# DATASET SECTION:
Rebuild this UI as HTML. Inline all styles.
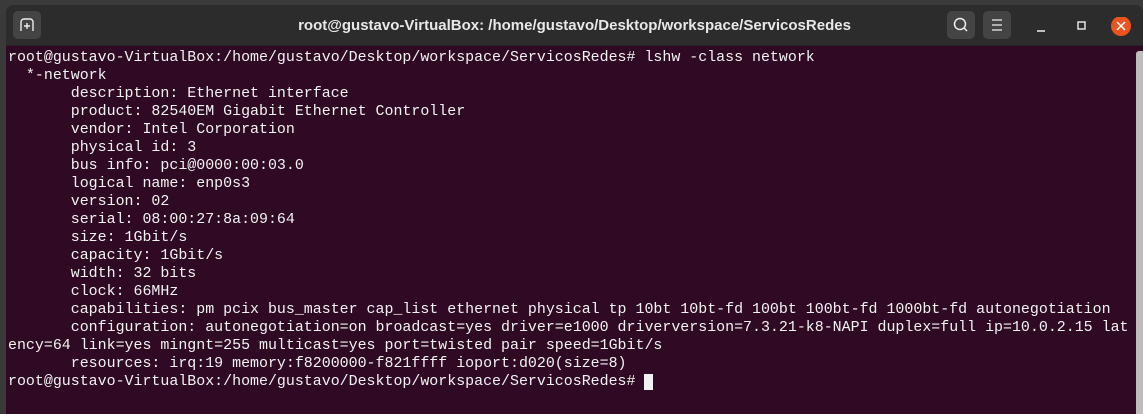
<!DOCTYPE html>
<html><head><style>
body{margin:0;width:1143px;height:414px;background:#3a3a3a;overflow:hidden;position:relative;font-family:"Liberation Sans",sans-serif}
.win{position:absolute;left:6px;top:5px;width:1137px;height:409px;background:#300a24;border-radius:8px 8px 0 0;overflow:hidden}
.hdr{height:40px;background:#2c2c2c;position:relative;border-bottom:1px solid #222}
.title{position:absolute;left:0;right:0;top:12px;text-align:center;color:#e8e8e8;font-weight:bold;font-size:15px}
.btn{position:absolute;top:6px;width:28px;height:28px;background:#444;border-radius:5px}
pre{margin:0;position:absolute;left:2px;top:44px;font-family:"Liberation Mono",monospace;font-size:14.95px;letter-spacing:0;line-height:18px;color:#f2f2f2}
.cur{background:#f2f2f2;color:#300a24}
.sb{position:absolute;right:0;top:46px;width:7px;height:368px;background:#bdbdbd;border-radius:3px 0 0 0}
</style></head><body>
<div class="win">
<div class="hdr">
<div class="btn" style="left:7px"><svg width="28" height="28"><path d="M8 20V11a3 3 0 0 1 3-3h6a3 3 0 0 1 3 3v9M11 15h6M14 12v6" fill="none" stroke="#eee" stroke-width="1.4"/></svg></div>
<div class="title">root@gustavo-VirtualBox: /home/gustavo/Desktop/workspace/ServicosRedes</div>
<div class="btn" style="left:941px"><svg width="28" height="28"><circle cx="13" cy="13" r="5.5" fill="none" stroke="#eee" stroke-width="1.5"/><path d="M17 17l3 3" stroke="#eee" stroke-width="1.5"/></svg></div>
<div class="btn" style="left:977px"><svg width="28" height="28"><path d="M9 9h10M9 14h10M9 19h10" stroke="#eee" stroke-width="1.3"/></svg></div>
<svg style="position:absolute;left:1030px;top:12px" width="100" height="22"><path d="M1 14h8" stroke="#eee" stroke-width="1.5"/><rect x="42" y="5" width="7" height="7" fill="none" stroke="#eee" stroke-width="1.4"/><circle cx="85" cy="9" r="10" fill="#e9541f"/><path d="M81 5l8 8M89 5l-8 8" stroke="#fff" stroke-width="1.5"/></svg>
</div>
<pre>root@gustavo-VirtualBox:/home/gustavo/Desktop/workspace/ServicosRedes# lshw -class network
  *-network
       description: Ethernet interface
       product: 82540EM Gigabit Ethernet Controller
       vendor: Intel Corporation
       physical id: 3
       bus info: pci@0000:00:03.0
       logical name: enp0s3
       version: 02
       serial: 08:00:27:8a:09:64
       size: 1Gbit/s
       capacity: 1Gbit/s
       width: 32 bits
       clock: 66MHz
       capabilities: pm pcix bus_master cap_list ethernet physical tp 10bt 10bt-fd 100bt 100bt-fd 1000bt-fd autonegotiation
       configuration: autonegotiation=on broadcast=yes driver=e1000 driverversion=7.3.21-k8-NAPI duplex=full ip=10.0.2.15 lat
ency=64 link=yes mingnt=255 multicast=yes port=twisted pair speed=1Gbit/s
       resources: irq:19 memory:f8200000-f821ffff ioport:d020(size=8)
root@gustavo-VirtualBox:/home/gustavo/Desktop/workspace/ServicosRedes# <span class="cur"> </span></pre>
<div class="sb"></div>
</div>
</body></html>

# TASK TO CARRY OUT:
Copy the listing in full and without alteration, omitting every picture.

# EXERCISE OUTPUT:
Rebuild this UI as HTML. Inline all styles.
<!DOCTYPE html>
<html><head><style>
body{margin:0;width:1143px;height:414px;background:#3a3a3a;overflow:hidden;position:relative;font-family:"Liberation Sans",sans-serif}
.win{position:absolute;left:6px;top:5px;width:1137px;height:409px;background:#300a24;border-radius:8px 8px 0 0;overflow:hidden}
.hdr{height:40px;background:#2c2c2c;position:relative;border-bottom:1px solid #222}
.title{position:absolute;left:0;right:0;top:12px;text-align:center;color:#e8e8e8;font-weight:bold;font-size:15px}
.btn{position:absolute;top:6px;width:28px;height:28px;background:#444;border-radius:5px}
pre{margin:0;position:absolute;left:2px;top:44px;font-family:"Liberation Mono",monospace;font-size:14.95px;letter-spacing:0;line-height:18px;color:#f2f2f2}
.cur{background:#f2f2f2;color:#300a24}
.sb{position:absolute;right:0;top:46px;width:7px;height:368px;background:#bdbdbd;border-radius:3px 0 0 0}
</style></head><body>
<div class="win">
<div class="hdr">
<div class="btn" style="left:7px"><svg width="28" height="28"><path d="M8 20V11a3 3 0 0 1 3-3h6a3 3 0 0 1 3 3v9M11 15h6M14 12v6" fill="none" stroke="#eee" stroke-width="1.4"/></svg></div>
<div class="title">root@gustavo-VirtualBox: /home/gustavo/Desktop/workspace/ServicosRedes</div>
<div class="btn" style="left:941px"><svg width="28" height="28"><circle cx="13" cy="13" r="5.5" fill="none" stroke="#eee" stroke-width="1.5"/><path d="M17 17l3 3" stroke="#eee" stroke-width="1.5"/></svg></div>
<div class="btn" style="left:977px"><svg width="28" height="28"><path d="M9 9h10M9 14h10M9 19h10" stroke="#eee" stroke-width="1.3"/></svg></div>
<svg style="position:absolute;left:1030px;top:12px" width="100" height="22"><path d="M1 14h8" stroke="#eee" stroke-width="1.5"/><rect x="42" y="5" width="7" height="7" fill="none" stroke="#eee" stroke-width="1.4"/><circle cx="85" cy="9" r="10" fill="#e9541f"/><path d="M81 5l8 8M89 5l-8 8" stroke="#fff" stroke-width="1.5"/></svg>
</div>
<pre>root@gustavo-VirtualBox:/home/gustavo/Desktop/workspace/ServicosRedes# lshw -class network
  *-network
       description: Ethernet interface
       product: 82540EM Gigabit Ethernet Controller
       vendor: Intel Corporation
       physical id: 3
       bus info: pci@0000:00:03.0
       logical name: enp0s3
       version: 02
       serial: 08:00:27:8a:09:64
       size: 1Gbit/s
       capacity: 1Gbit/s
       width: 32 bits
       clock: 66MHz
       capabilities: pm pcix bus_master cap_list ethernet physical tp 10bt 10bt-fd 100bt 100bt-fd 1000bt-fd autonegotiation
       configuration: autonegotiation=on broadcast=yes driver=e1000 driverversion=7.3.21-k8-NAPI duplex=full ip=10.0.2.15 lat
ency=64 link=yes mingnt=255 multicast=yes port=twisted pair speed=1Gbit/s
       resources: irq:19 memory:f8200000-f821ffff ioport:d020(size=8)
root@gustavo-VirtualBox:/home/gustavo/Desktop/workspace/ServicosRedes# <span class="cur"> </span></pre>
<div class="sb"></div>
</div>
</body></html>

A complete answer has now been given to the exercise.